Il faut se figurer ce qu’est le paysage de la droite en cette période charnière, un véritable bestiaire d’anciens résistants, qui vous exhibent leurs faits de gloire auprès du Général comme d’autres leurs tatouages. Il y a ceux qui, comme Michel Debré, Pierre Messmer, Jacques Chaban-Delmas ou Roger Frey, cumulent les honneurs de la guerre et de la politique. Et ceux, comme Georges Pompidou, qui sont restés à la vie civile entre 1940 et 1944, mais ont ensuite accompagné de Gaulle dans toutes les étapes de son parcours depuis la Libération. Réfractaire aux partis, ce dernier a laissé ses camarades animer pour son compte un mouvement devenu au lendemain des événements de Mai  68 l’UDR, Union pour la défense de la République. Une formation habituée à occuper le pouvoir depuis 1958 et à soutenir son chef sans états d’âme. C’est elle qui place sur une rampe de lancement la candidature de Georges Pompidou pour l’élection de  1969. L’homme du Cantal a pour lui la légitimité de six années d’exercice du pouvoir à Matignon.

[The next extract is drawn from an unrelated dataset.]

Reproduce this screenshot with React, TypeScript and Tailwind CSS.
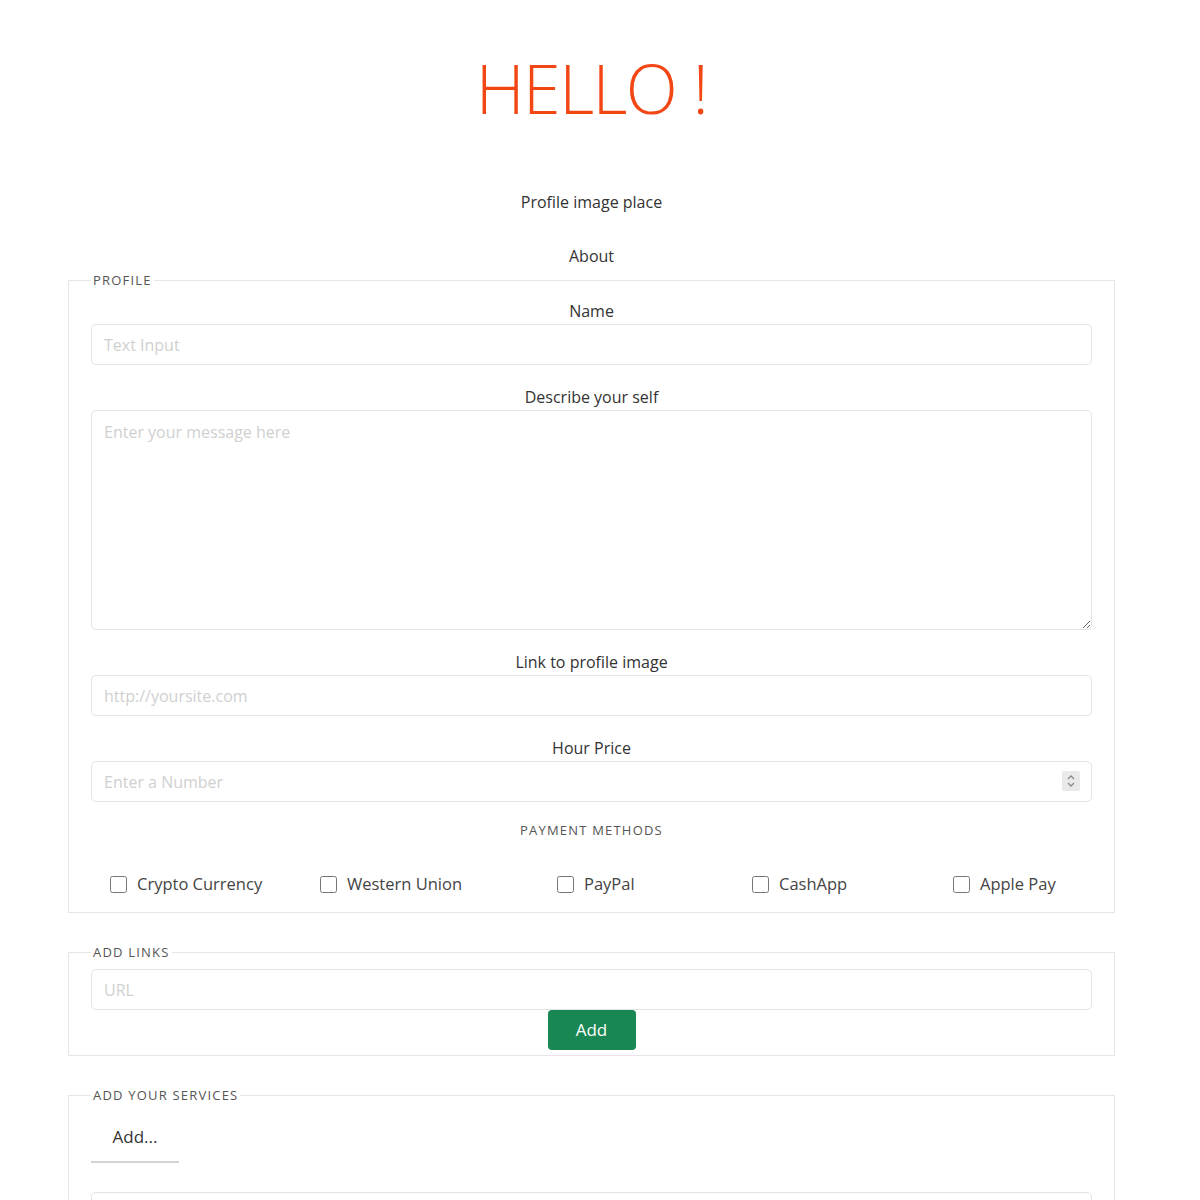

Face à lui, Valéry Giscard d’Estaing, qui a passé quatre ans au ministère des Finances, fait préparer des affiches. Il a des fourmis dans les jambes et ambitionne de porter haut les couleurs de son parti centriste, les Républicains indépendants. Un mouvement allié aux gaullistes, mais qui charrie en son sein de farouches contempteurs du Général, coupable à leurs yeux d’avoir laissé l’Algérie obtenir son indépendance. Certains groupuscules d’extrême droite, comme Ordre nouveau, placent d’ailleurs leurs militants comme petites mains des campagnes giscardiennes. Mais l’Auvergnat, âgé de 43 ans, renonce à la dernière minute à se présenter : trop tôt, trop jeune, trop tendre.

De son côté, le président du Sénat, Alain Poher, qui se plaît dans ses habits de président de la République par intérim, déclare sa candidature à la tête des démocrates-chrétiens du Centre démocrate. Il représente la menace la plus sérieuse pour Pompidou, qui n’a pas grand-chose à craindre, en revanche, du communiste Jacques Duclos ou du socialiste Gaston Defferre, eux aussi lancés dans la course.

Mais l’ancien locataire de Matignon ne parvient pas à faire l’unité de son camp d’un coup de clairon. Le ministre de la Justice, René Capitant, songe à se présenter pour lui barrer la route. De Gaulle lui demande de s’abstenir. Il ne veut pas voir ses héritiers se déchirer.

Retiré en Irlande, le grand homme rumine son divorce avec les Français. Il ne concédera pas le moindre signe de soutien à Pompidou. Pendant la campagne sur le référendum, son ancien bras droit a brillé par son absence, regardant en silence les Français dévisser les boulons de la statue du Commandeur. Les stigmates laissés par Mai 68 dans leur relation restent bien visibles.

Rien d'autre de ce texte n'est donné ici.